Since 1972, Maine has been able to split its electoral votes, giving one to the winner of each congressional district and two to the statewide victor. But that split hasn’t happened. A majority in both districts voted for the same candidates in every election for the last 36 years.

I’m betting that trend will continue in 2008, but if this election turns out to be a tradition-breaker, it won’t be because some vice-presidential candidate can field dress a moose. (“The mauve cummerbund looks nice, or do you think it’ll clash with the Armani antler accents?”) It won’t be because her husband races snowmobiles. (Given the economy, there may be more snow machines on front lawns with “For Sale” signs on them than at races.) And it won’t be because she knows the name of the National Hockey League franchise in Tampa Bay (Ice Flamingos? Frozen Palm Trees? White Wrinklies?).

If Republicans are serious about stealing an electoral vote from the Democrats (I mean stealing in a nice way, not like with malfunctioning voting machines or disenfranchised low-income and minority voters), they need to get past the clichés, and address the real differences between the 2nd District and Maine’s more prosperous southern tip.
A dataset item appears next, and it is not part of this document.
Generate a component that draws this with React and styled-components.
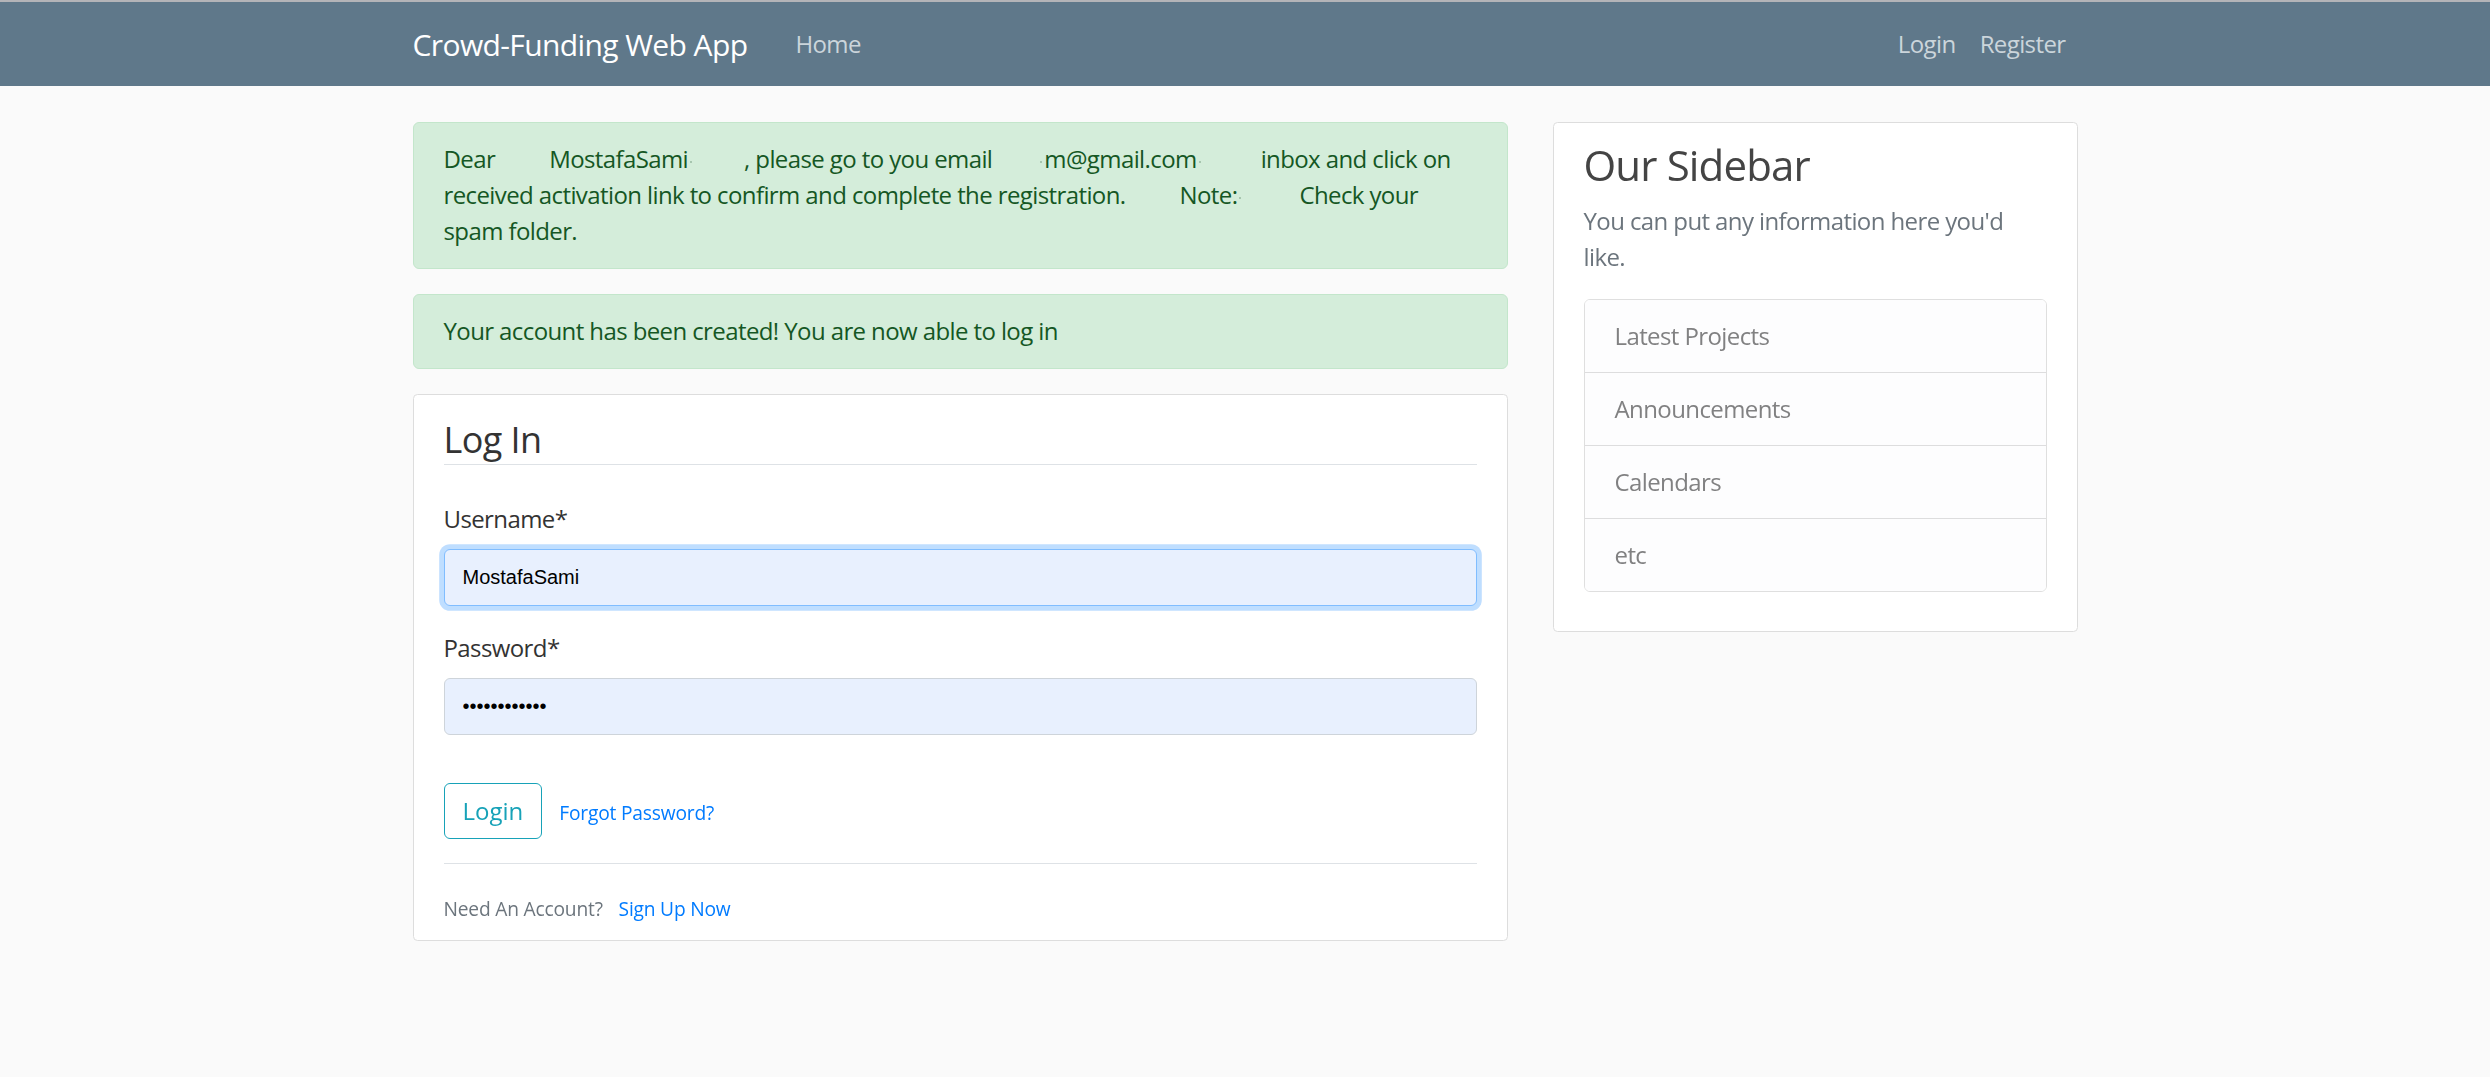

Those differences aren’t about party affiliation or political orientation as much as they are about practical matters.

In Sagadahoc County (1st District), the average weekly wage in 2007 was $762. In neighboring Cumberland County (also 1st CD), it was $732. In Piscataquis County (2nd CD), the average paycheck was $506.
According to a Portland Community Chamber study in 2007, Portland alone accounts for over 42 percent of Maine’s jobs, income and gross state product. That’s more of all three than the entire 2nd District.

Northern Maine is less educated, less healthy and less accessible than the southern part of the state. That offsets the 2nd District’s edge in moose-car collisions, snowmobile accidents and teeth lost in hockey-related disagreements.

More consideration, please. Less condescension.